Editorials

COVID-19: the Bahamian economy in freefall

We begin the second week of September with advice that the minister of tourism will deliver a report to the country at noon today.

We had expected the major economic policy speech the prime minister promised to deliver last month.

The Bahamian economy is in freefall.

There is no magic bullet that will restore our pre-pandemic economy in the near term.

We have yet to achieve adequate levels of testing for COVID-19; that hampers efforts by health authorities to identify and isolate those infected so as to contain and reduce the spread of infections.

Closing most segments of the economy for months on end, mishandling regulation of businesses permitted to operate and mistakes made in not enforcing sensible agreed protocols for visitors and returning Bahamians and residents at the reopening of international borders on July 1 have compounded our economic woes and fueled the spread of the virus.

Unemployment and NIB benefits, government emergency assistance and public and private sector food assistance programs barely reach far too many in critical need of assistance.

In June, the Department of Labour speculated that unemployment levels could rise to over 40 percent.

The Inter-American Development Bank’s (IDB) report on an online survey on the socioeconomic impact of COVID-19 on the economies of Caribbean member states, indicates that some 80 percent of low-income Bahamians lost employment since March while as many as 50 percent of middle-income individuals were also left jobless.

Using data collected in April 2020, the IDB reported that some 52 percent of Bahamian households declared at least one job loss, though of these 75 percent believed that they would be reengaged after the crisis

Tourism, the breadbasket of The Bahamas’ economy, has been on hold since mid-March as health requirements and emergency restrictions emptied hotels, stopped airplanes bringing sun and sand seekers to our airports, prohibited cruise ships calling at Bahamian ports and curtailed the arrival of private aircraft and yachts.

As a result, all the major hotel properties on New Providence and Grand Bahama immediately furloughed thousands of employees. Many have since had their employment terminated. Gradually, even small hotel properties that operated in the first months of the pandemic also reduced staff or closed completely.

Jobs disappeared in many tourism-related businesses that employ thousands more: taxi services, land and sea tours and excursions, wholesale and retail of souvenirs including straw work and wood carvings, restaurants, bars and entertainment establishments.

Bahamians now have less disposable cash and have reduced expenditures on everything except vital necessities: shelter, food, medicine.
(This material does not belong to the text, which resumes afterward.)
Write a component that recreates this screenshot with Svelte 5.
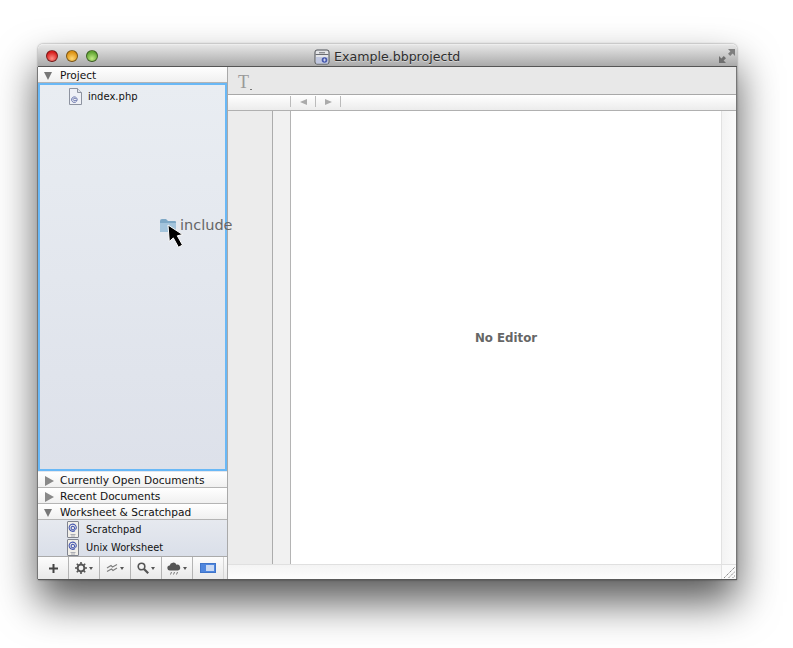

This, too, affected businesses – hardware stores, clothing, shoe and sporting retail shops and neighborhood shops, restaurants and bars that typically cater to daily needs.

Reduced business reduced the need for pre-pandemic levels of employment. Some suffered reduced workweeks with commensurate reduced incomes. Others lost employment altogether.

The international financial services sector and the public service have become the mainstay of the economy as the only sectors not to have reduced either staff or salaries, though some servicing financial services, including legal services, have not fared well.

Trials of serious matters have been suspended, as have hearings of civil matters. At least half of the public service has been shuttered for six months.

While not shuttered, real estate sales of high-end vacation homes to international clientele has reduced and the domestic real estate market has become more challenging.

We look forward to the report of the Economic Recovery Committee which promised to make recommendations for manufacturing and trade, for Family Island development and to support innovation in the green, blue, orange and digital sectors.

Most importantly, we look to the prime minister’s promised major economic speech.